DATASET SECTION →
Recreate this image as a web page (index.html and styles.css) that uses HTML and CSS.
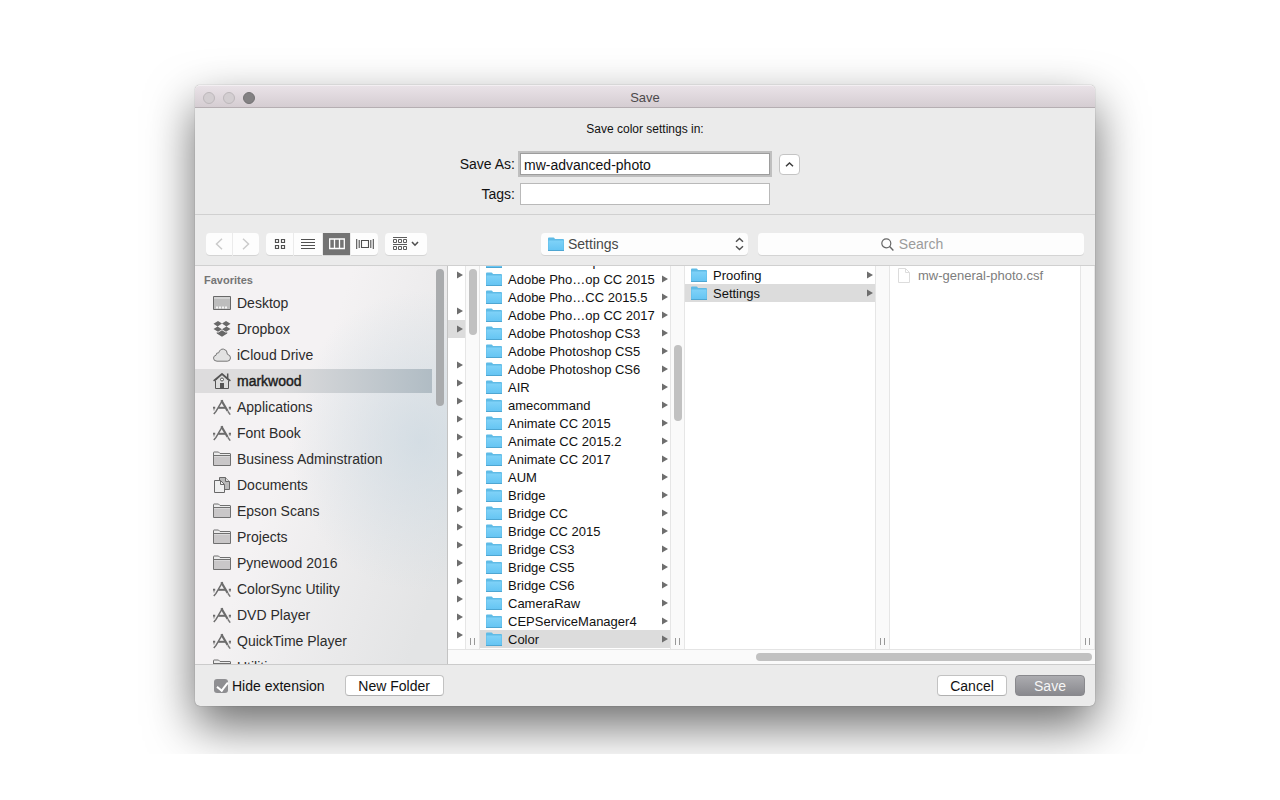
FILE: index.html
```html
<!DOCTYPE html>
<html lang="en">
<head>
  <meta charset="UTF-8" />
  <meta name="viewport" content="width=device-width, initial-scale=1.0"/>
  <title>Save</title>
  <link rel="stylesheet" href="styles.css">
</head>
<body>

  <!-- Icon sprite -->
  <svg class="sprite" aria-hidden="true">
    <linearGradient id="folder-fill" x1="0" y1="0" x2="0" y2="1">
      <stop offset="0" stop-color="#7fd2f8"/>
      <stop offset="1" stop-color="#66c5f3"/>
    </linearGradient>
    <symbol id="folder" viewBox="0 0 16 14">
      <path d="M0 14V1.5Q0 .5 1 .5H5.5Q6.2 .5 6.5 1.2L7 2H15Q16 2 16 3V14Z" fill="#5fbbe6"/>
      <path d="M.5 3.5H15.5V13H.5Z" fill="url(#folder-fill)"/>
      <path d="M0 13.5H16" stroke="#4ea6d2"/>
    </symbol>
    <symbol id="file" viewBox="0 0 16 16">
      <path d="M2.5 1.5H9.5L13.5 5.5V15.5H2.5ZM9.5 1.5V5.5H13.5" fill="#fff" stroke="#dcdcdc"/>
    </symbol>
    <symbol id="arrow" viewBox="0 0 6 8">
      <path d="M0 .5L6 4L0 7.5Z" fill="#6e6e6e"/>
    </symbol>
    <symbol id="desktop" viewBox="0 0 18 16">
      <path d="M.5 1.5H17.5V14.5H.5Z" fill="#bdbdbd" stroke="#686868"/>
      <path d="M1 3H17" stroke="#e9e9e9"/>
      <path d="M3 12.5H15" stroke="#f4f4f4" stroke-width="2" stroke-dasharray="2 1"/>
    </symbol>
    <symbol id="dropbox" viewBox="0 0 18 16">
      <path d="M5 0L9 2.6L4.6 5.4L.5 2.7ZM13 0L17.5 2.7L13.4 5.4L9 2.6ZM.5 8.1L4.6 5.4L9 8.2L5 10.8ZM13.4 5.4L17.5 8.1L13 10.8L9 8.2ZM9 9.2L13 11.8L14.2 11.1V12.5L9 15.8L3.8 12.5V11.1L5 11.8Z" fill="#686868"/>
    </symbol>
    <symbol id="cloud" viewBox="0 0 18 16">
      <path d="M4 14.2Q.5 14.1 .5 11.1Q.6 8.6 3 8.3Q3 5.4 5.7 5.8Q7 1.7 10.5 2.1Q14.4 2.7 14.4 7.3Q17.5 8 17.5 10.9Q17.3 14.2 14.3 14.2Z" fill="#e2e2e2" stroke="#777"/>
    </symbol>
    <symbol id="home" viewBox="0 0 18 16">
      <path d="M2.5 7.5V15.5H15.5V7.5L9 1.5Z" fill="#ddd" stroke="#555"/>
      <path d="M.6 7.8L9 .8L17.4 7.8M14.7 5V.5" fill="none" stroke="#555" stroke-width="1.5"/>
      <path d="M7 10H11V15H7Z" fill="#555"/>
      <circle cx="9" cy="6.5" r="1.5" fill="#fff" stroke="#555"/>
    </symbol>
    <symbol id="apps" viewBox="0 0 18 16">
      <path d="M9.6 1.2L3 12.4L.8 15" fill="none" stroke="#6c6c6c" stroke-width="1.5"/>
      <path d="M8.3 1.2L14.6 12" stroke="#6c6c6c" stroke-width="2.2"/>
      <path d="M14.8 12.2L17.2 15.6" stroke="#777" stroke-width="1.5"/>
      <path d="M5.2 8.8H12.2" stroke="#6c6c6c" stroke-width="2"/>
      <path d="M0 8.8H2.2M15.8 8.8H18" stroke="#6c6c6c" stroke-width="2"/>
      <path d="M1 11.5V9.5M17 11V9.5" stroke="#888"/>
    </symbol>
    <symbol id="side-folder" viewBox="0 0 18 16">
      <path d="M.5 14.5V1.5Q.5 1 1 1H5.5L7 2.5H17Q17.5 2.5 17.5 3V14.5Z" fill="#ececec" stroke="#707070"/>
      <path d="M1 5.5H17V14H1Z" fill="#c9c7c8"/>
      <path d="M1 4.5H17" stroke="#707070"/>
    </symbol>
    <symbol id="documents" viewBox="0 0 18 16">
      <path d="M6.5 .5H12.5L16.5 4.5V12.5H6.5Z" fill="#b9b9b9" stroke="#686868"/>
      <path d="M12.5 .5V4.5H16.5" fill="#ddd" stroke="#686868"/>
      <path d="M1.5 3.5H7.5L11.5 7.5V15.5H1.5Z" fill="#efefef" stroke="#686868"/>
      <path d="M7.5 3.5V7.5H11.5" fill="none" stroke="#686868"/>
    </symbol>
  </svg>

  <main class="stage">
    <section class="window">

      <header class="titlebar">
        <div class="lights">
          <button class="light" aria-label="Close"></button>
          <button class="light" aria-label="Minimize"></button>
          <button class="light light-on" aria-label="Zoom"></button>
        </div>
        <h1>Save</h1>
      </header>

      <!-- File name and tags -->
      <form class="details">
        <p>Save color settings in:</p>
        <label for="save-as">Save As:</label>
        <input type="text" id="save-as" class="focused" value="mw-advanced-photo" />
        <button type="button" class="collapse" aria-label="Collapse">
          <svg width="9" height="5" viewBox="0 0 9 5"><path d="M1 4.2L4.5 1L8 4.2" fill="none" stroke="#3c3c3c" stroke-width="1.5"/></svg>
        </button>
        <label for="tags">Tags:</label>
        <input type="text" id="tags" />
      </form>

      <!-- Toolbar -->
      <div class="toolbar">
        <div class="tools">
          <div class="group">
            <button class="nav" aria-label="Back"><svg width="8" height="12" viewBox="0 0 8 12"><path d="M7 .8L1.5 6L7 11.2" fill="none" stroke="#cbcbcb" stroke-width="1.5"/></svg></button>
            <button class="nav" aria-label="Forward"><svg width="8" height="12" viewBox="0 0 8 12"><path d="M1 .8L6.5 6L1 11.2" fill="none" stroke="#cbcbcb" stroke-width="1.5"/></svg></button>
          </div>
          <div class="group">
            <button class="view" aria-label="Icons"><svg width="12" height="12" viewBox="0 0 12 12"><path d="M1.5 1.5h3v3h-3zM7.5 1.5h3v3h-3zM1.5 7.5h3v3h-3zM7.5 7.5h3v3h-3z" fill="none" stroke="#505050" stroke-width="1.2"/></svg></button>
            <button class="view view-list" aria-label="List"><svg width="14" height="12" viewBox="0 0 14 12"><path d="M0 1.5H14M0 4.5H14M0 7.5H14M0 10.5H14" stroke="#505050"/></svg></button>
            <button class="view active" aria-label="Columns"><svg width="16" height="12" viewBox="0 0 16 12"><path d="M.7 1H15.3V10.5H.7ZM5.5 1V10.5M10.5 1V10.5" fill="none" stroke="#fff" stroke-width="1.3"/></svg></button>
            <button class="view" aria-label="Cover Flow"><svg width="18" height="12" viewBox="0 0 18 12"><path d="M.7 1V11M3.2 2V10M17.3 1V11M14.8 2V10M5.5 2.5H12.5V9.5H5.5Z" fill="none" stroke="#505050" stroke-width="1.1"/></svg></button>
          </div>
          <div class="group">
            <button class="arrange" aria-label="Arrange">
              <svg width="14" height="14" viewBox="0 0 14 14"><path d="M0 .5H14M0 7.5H14M.5 2.5h3v3h-3zM5.5 2.5h3v3h-3zM10.5 2.5h3v3h-3zM.5 9.5h3v3h-3zM5.5 9.5h3v3h-3zM10.5 9.5h3v3h-3z" fill="none" stroke="#5c5c5c"/></svg>
              <svg width="8" height="6" viewBox="0 0 8 6"><path d="M1 1L4 4.2L7 1" fill="none" stroke="#505050" stroke-width="1.6"/></svg>
            </button>
          </div>
        </div>
        <div class="location">
          <svg class="location-folder" width="16" height="14"><use href="#folder"/></svg>
          <select aria-label="Location"><option>Settings</option></select>
          <svg class="location-arrows" width="9" height="14" viewBox="0 0 9 14"><path d="M1 4.7L4.5 1.5L8 4.7M1 9.3L4.5 12.5L8 9.3" fill="none" stroke="#505050" stroke-width="1.5"/></svg>
        </div>
        <div class="search">
          <svg width="13" height="13" viewBox="0 0 13 13"><circle cx="5.3" cy="5.3" r="4.5" fill="none" stroke="#666" stroke-width="1.2"/><path d="M8.6 8.6L12.4 12.4" stroke="#666" stroke-width="1.4"/></svg>
          <input type="text" placeholder="Search" aria-label="Search" />
        </div>
      </div>

      <div class="browser">
        <!-- Sidebar -->
        <aside class="sidebar">
          <nav>
            <h2>Favorites</h2>
            <a href="#"><svg><use href="#desktop"/></svg>Desktop</a>
            <a href="#"><svg><use href="#dropbox"/></svg>Dropbox</a>
            <a href="#"><svg><use href="#cloud"/></svg>iCloud Drive</a>
            <a href="#" class="current"><svg><use href="#home"/></svg>markwood</a>
            <a href="#"><svg><use href="#apps"/></svg>Applications</a>
            <a href="#"><svg><use href="#apps"/></svg>Font Book</a>
            <a href="#"><svg><use href="#side-folder"/></svg>Business Adminstration</a>
            <a href="#"><svg><use href="#documents"/></svg>Documents</a>
            <a href="#"><svg><use href="#side-folder"/></svg>Epson Scans</a>
            <a href="#"><svg><use href="#side-folder"/></svg>Projects</a>
            <a href="#"><svg><use href="#side-folder"/></svg>Pynewood 2016</a>
            <a href="#"><svg><use href="#apps"/></svg>ColorSync Utility</a>
            <a href="#"><svg><use href="#apps"/></svg>DVD Player</a>
            <a href="#"><svg><use href="#apps"/></svg>QuickTime Player</a>
            <a href="#"><svg><use href="#side-folder"/></svg>Utilities</a>
          </nav>
          <span class="thumb thumb-sidebar"></span>
        </aside>

        <div class="columns-area">
          <div class="columns">
            <!-- Parent column, mostly scrolled out of view -->
            <ul class="column column-edge">
              <li><svg class="arrow"><use href="#arrow"/></svg></li>
              <li></li>
              <li><svg class="arrow"><use href="#arrow"/></svg></li>
              <li class="selected"><svg class="arrow"><use href="#arrow"/></svg></li>
              <li></li>
              <li><svg class="arrow"><use href="#arrow"/></svg></li>
              <li><svg class="arrow"><use href="#arrow"/></svg></li>
              <li><svg class="arrow"><use href="#arrow"/></svg></li>
              <li><svg class="arrow"><use href="#arrow"/></svg></li>
              <li><svg class="arrow"><use href="#arrow"/></svg></li>
              <li><svg class="arrow"><use href="#arrow"/></svg></li>
              <li><svg class="arrow"><use href="#arrow"/></svg></li>
              <li><svg class="arrow"><use href="#arrow"/></svg></li>
              <li><svg class="arrow"><use href="#arrow"/></svg></li>
              <li><svg class="arrow"><use href="#arrow"/></svg></li>
              <li><svg class="arrow"><use href="#arrow"/></svg></li>
              <li><svg class="arrow"><use href="#arrow"/></svg></li>
              <li><svg class="arrow"><use href="#arrow"/></svg></li>
              <li><svg class="arrow"><use href="#arrow"/></svg></li>
              <li><svg class="arrow"><use href="#arrow"/></svg></li>
              <li><svg class="arrow"><use href="#arrow"/></svg></li>
            </ul>
            <div class="track"><span class="thumb thumb-parent"></span><i class="grip"></i></div>

            <ul class="column column-end">
              <li><svg class="icon"><use href="#folder"/></svg><a href="#">Adobe Pho…op CC 2014</a><svg class="arrow"><use href="#arrow"/></svg></li>
              <li><svg class="icon"><use href="#folder"/></svg><a href="#">Adobe Pho…op CC 2015</a><svg class="arrow"><use href="#arrow"/></svg></li>
              <li><svg class="icon"><use href="#folder"/></svg><a href="#">Adobe Pho…CC 2015.5</a><svg class="arrow"><use href="#arrow"/></svg></li>
              <li><svg class="icon"><use href="#folder"/></svg><a href="#">Adobe Pho…op CC 2017</a><svg class="arrow"><use href="#arrow"/></svg></li>
              <li><svg class="icon"><use href="#folder"/></svg><a href="#">Adobe Photoshop CS3</a><svg class="arrow"><use href="#arrow"/></svg></li>
              <li><svg class="icon"><use href="#folder"/></svg><a href="#">Adobe Photoshop CS5</a><svg class="arrow"><use href="#arrow"/></svg></li>
              <li><svg class="icon"><use href="#folder"/></svg><a href="#">Adobe Photoshop CS6</a><svg class="arrow"><use href="#arrow"/></svg></li>
              <li><svg class="icon"><use href="#folder"/></svg><a href="#">AIR</a><svg class="arrow"><use href="#arrow"/></svg></li>
              <li><svg class="icon"><use href="#folder"/></svg><a href="#">amecommand</a><svg class="arrow"><use href="#arrow"/></svg></li>
              <li><svg class="icon"><use href="#folder"/></svg><a href="#">Animate CC 2015</a><svg class="arrow"><use href="#arrow"/></svg></li>
              <li><svg class="icon"><use href="#folder"/></svg><a href="#">Animate CC 2015.2</a><svg class="arrow"><use href="#arrow"/></svg></li>
              <li><svg class="icon"><use href="#folder"/></svg><a href="#">Animate CC 2017</a><svg class="arrow"><use href="#arrow"/></svg></li>
              <li><svg class="icon"><use href="#folder"/></svg><a href="#">AUM</a><svg class="arrow"><use href="#arrow"/></svg></li>
              <li><svg class="icon"><use href="#folder"/></svg><a href="#">Bridge</a><svg class="arrow"><use href="#arrow"/></svg></li>
              <li><svg class="icon"><use href="#folder"/></svg><a href="#">Bridge CC</a><svg class="arrow"><use href="#arrow"/></svg></li>
              <li><svg class="icon"><use href="#folder"/></svg><a href="#">Bridge CC 2015</a><svg class="arrow"><use href="#arrow"/></svg></li>
              <li><svg class="icon"><use href="#folder"/></svg><a href="#">Bridge CS3</a><svg class="arrow"><use href="#arrow"/></svg></li>
              <li><svg class="icon"><use href="#folder"/></svg><a href="#">Bridge CS5</a><svg class="arrow"><use href="#arrow"/></svg></li>
              <li><svg class="icon"><use href="#folder"/></svg><a href="#">Bridge CS6</a><svg class="arrow"><use href="#arrow"/></svg></li>
              <li><svg class="icon"><use href="#folder"/></svg><a href="#">CameraRaw</a><svg class="arrow"><use href="#arrow"/></svg></li>
              <li><svg class="icon"><use href="#folder"/></svg><a href="#">CEPServiceManager4</a><svg class="arrow"><use href="#arrow"/></svg></li>
              <li class="selected"><svg class="icon"><use href="#folder"/></svg><a href="#">Color</a><svg class="arrow"><use href="#arrow"/></svg></li>
            </ul>
            <div class="track"><span class="thumb thumb-support"></span><i class="grip"></i></div>

            <ul class="column">
              <li><svg class="icon"><use href="#folder"/></svg><a href="#">Proofing</a><svg class="arrow"><use href="#arrow"/></svg></li>
              <li class="selected"><svg class="icon"><use href="#folder"/></svg><a href="#">Settings</a><svg class="arrow"><use href="#arrow"/></svg></li>
            </ul>
            <div class="track"><i class="grip"></i></div>

            <ul class="column">
              <li class="disabled"><svg class="icon icon-file"><use href="#file"/></svg><span>mw-general-photo.csf</span></li>
            </ul>
            <div class="track"><i class="grip"></i></div>
          </div>
          <div class="hscroll"><span></span></div>
        </div>
      </div>

      <footer class="actions">
        <input type="checkbox" id="hide-extension" checked />
        <label for="hide-extension">Hide extension</label>
        <button class="btn btn-folder">New Folder</button>
        <button class="btn btn-cancel">Cancel</button>
        <button class="btn btn-save">Save</button>
      </footer>
    </section>
  </main>

</body>
</html>
```
FILE: styles.css
```css
/* Reset and base styling */
* {
  margin: 0;
  padding: 0;
  box-sizing: border-box;
}

body {
  background: #fff;
  color: #111;
  font-family: "Liberation Sans", Arial, sans-serif;
  font-size: 14px;
}

button, input, select {
  font: inherit;
  color: inherit;
  border: none;
}

a {
  color: inherit;
  text-decoration: none;
}

svg {
  display: block;
  flex: none;
}

.sprite {
  position: absolute;
  width: 0;
  height: 0;
}

/* Window */
.stage {
  padding: 85px 185px 48px 195px;
  overflow: hidden;
}

.window {
  background: #ebebeb;
  border-radius: 5px;
  box-shadow: 0 0 1px rgba(0,0,0,0.5), 0 20px 48px rgba(0,0,0,0.58);
}

.titlebar {
  display: grid;
  grid-template-columns: 1fr auto 1fr;
  align-items: center;
  height: 23px;
  padding: 2px 8px 0;
  border-radius: 5px 5px 0 0;
  border-top: 1px solid #f3eff2;
  border-bottom: 1px solid #b5aeb2;
  background: linear-gradient(#e9e2e7, #d5cdd2);
}

.titlebar h1 {
  font-size: 13px;
  font-weight: normal;
  color: #4c494b;
}

.lights {
  display: flex;
  gap: 8px;
}

.light {
  width: 12px;
  height: 12px;
  border-radius: 50%;
  border: 1px solid #bdb8bb;
  background: #d3ced1;
}

.light-on {
  border-color: #747274;
  background: #838183;
}

/* Name form */
.details {
  display: grid;
  grid-template-columns: 1fr 250px 1fr;
  grid-template-rows: 31px 22px 22px;
  gap: 8px 5px;
  align-items: center;
  padding: 6px 0 9px;
  border-bottom: 1px solid #d0d0d0;
}

.details p {
  grid-column: 1 / -1;
  padding-bottom: 2px;
  text-align: center;
  font-size: 12px;
}

.details label {
  grid-column: 1;
  justify-self: end;
}

.details input {
  height: 22px;
  padding: 2px 3px 0;
  border: 1px solid #b9b9b9;
  background: #fff;
  outline: none;
}

.details .focused {
  border-color: #9d9d9d;
  box-shadow: 0 0 0 2px #bfbfbf;
}

.collapse {
  display: flex;
  align-items: center;
  justify-content: center;
  width: 21px;
  height: 21px;
  margin-left: 4px;
  border: 1px solid #c4c4c4;
  border-radius: 4px;
  background: #fff;
}

/* Toolbar */
.toolbar {
  display: flex;
  padding: 18px 11px 10px;
  border-bottom: 1px solid #d0d0d0;
}

.tools {
  display: flex;
  gap: 7px;
  flex: 0 0 335px;
}

.group {
  display: flex;
  gap: 1px;
}

.group button {
  display: flex;
  align-items: center;
  justify-content: center;
  gap: 4px;
  height: 22px;
  background: #fdfdfd;
  box-shadow: 0 1px 0 #d4d4d4;
}

.group button:first-child {
  border-top-left-radius: 4px;
  border-bottom-left-radius: 4px;
}

.group button:last-child {
  border-top-right-radius: 4px;
  border-bottom-right-radius: 4px;
}

.group .nav {
  width: 26px;
}

.group .view {
  width: 27px;
}

.group .view-list {
  width: 28px;
}

.group .active {
  background: #737373;
}

.group .arrange {
  width: 42px;
}

.location {
  position: relative;
  flex: 0 0 207px;
  margin-right: 10px;
}

.location select {
  width: 100%;
  height: 22px;
  padding: 0 27px;
  appearance: none;
  border-radius: 4px;
  background: #fdfdfd;
  box-shadow: 0 1px 0 #d4d4d4;
  color: #484848;
}

.location-folder {
  position: absolute;
  top: 4px;
  left: 7px;
}

.location-arrows {
  position: absolute;
  top: 4px;
  right: 4px;
}

.search {
  position: relative;
  flex: 1;
}

.search svg {
  position: absolute;
  top: 5px;
  left: calc(50% - 40px);
}

.search input {
  width: 100%;
  height: 22px;
  border-radius: 4px;
  background: #fdfdfd;
  box-shadow: 0 1px 0 #d4d4d4;
  text-align: center;
}

.search input::placeholder {
  color: #9b9b9b;
}

/* Browser */
.browser {
  display: flex;
  height: 399px;
  border-bottom: 1px solid #cbcbcb;
}

.sidebar {
  display: flex;
  flex: 0 0 253px;
  overflow: hidden;
  border-right: 1px solid #c3c3c3;
  color: #2c2c2c;
  background:
    radial-gradient(130px 150px at 225px 175px, rgba(203,216,225,0.7), rgba(203,216,225,0)),
    linear-gradient(110deg, #f4f2f3 40%, #e3e4e5 90%);
}

.sidebar nav {
  flex: 1;
}

.sidebar h2 {
  padding: 7px 9px 4px;
  font-size: 11px;
  line-height: 14px;
  color: #757575;
}

.sidebar a {
  display: flex;
  align-items: center;
  gap: 6px;
  height: 24px;
  margin-bottom: 2px;
  padding-left: 18px;
}

.sidebar svg {
  width: 18px;
  height: 16px;
}

.sidebar .current {
  color: #1c1c1c;
  -webkit-text-stroke: 0.4px #1c1c1c;
  background: linear-gradient(90deg, #dddcdd 35%, #b0bcc4);
}

.thumb {
  flex: none;
  width: 8px;
  border-radius: 4px;
  background: #c1c1c1;
}

.thumb-sidebar {
  height: 137px;
  margin: 3px 3px 0 4px;
  background: #a9abad;
}

.columns-area {
  display: flex;
  flex-direction: column;
  flex: 1;
  min-width: 0;
  background: #fff;
}

.columns {
  display: flex;
  flex: 1;
  min-height: 0;
}

.column {
  display: flex;
  flex-direction: column;
  flex: 1;
  min-width: 0;
  overflow: hidden;
  list-style: none;
  font-size: 13px;
}

.column-edge {
  flex: 0 0 17px;
}

/* Scrolled to its last row */
.column-end {
  justify-content: flex-end;
  padding-bottom: 1px;
}

.column li {
  display: flex;
  flex: none;
  align-items: center;
  gap: 6px;
  height: 18px;
  padding: 0 2px 0 6px;
}

.column .selected {
  background: #dcdcdc;
}

.column .disabled {
  color: #7d7d7d;
}

.column .icon {
  width: 16px;
  height: 14px;
}

.column .icon-file {
  height: 16px;
}

.column .arrow {
  width: 6px;
  height: 8px;
  margin-left: auto;
}

.track {
  display: flex;
  flex: 0 0 15px;
  flex-direction: column;
  align-items: center;
  border-left: 1px solid #e6e6e6;
  border-right: 1px solid #e6e6e6;
  background: #fafafa;
}

.thumb-parent {
  height: 66px;
  margin-top: 3px;
}

.thumb-support {
  height: 76px;
  margin-top: 79px;
}

.grip {
  width: 5px;
  height: 7px;
  margin: auto 0 4px;
  border-left: 1px solid #999;
  border-right: 1px solid #999;
}

.hscroll {
  display: flex;
  justify-content: flex-end;
  height: 15px;
  padding: 3px;
  border-top: 1px solid #e4e4e4;
  background: #fafafa;
}

.hscroll span {
  width: 336px;
  height: 8px;
  border-radius: 4px;
  background: #c1c1c1;
}

/* Footer */
.actions {
  display: flex;
  align-items: center;
  height: 41px;
  padding: 0 10px 0 19px;
}

.actions input {
  width: 14px;
  height: 14px;
  margin-right: 4px;
  appearance: none;
  border-radius: 3px;
  background: #8f8f92;
}

.actions input:checked::before {
  content: "";
  display: block;
  width: 5px;
  height: 9px;
  margin: 1px 0 0 5px;
  border-right: 2px solid #fff;
  border-bottom: 2px solid #fff;
  transform: rotate(38deg);
}

.btn {
  height: 21px;
  border: 1px solid #c2c2c2;
  border-bottom-color: #b0b0b0;
  border-radius: 4px;
  background: #fff;
}

.btn-folder {
  width: 99px;
  margin-left: 20px;
}

.btn-cancel {
  width: 70px;
  margin-left: auto;
}

.btn-save {
  width: 70px;
  margin-left: 8px;
  border-color: #89898d;
  background: linear-gradient(#acacb0, #89898e);
  color: #f6f6f6;
}
```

STATED GOAL → All lines that include "index" are to be gathered and copied.

FULL OUTPUT →
Recreate this image as a web page (index.html and styles.css) that uses HTML and CSS.
FILE: index.html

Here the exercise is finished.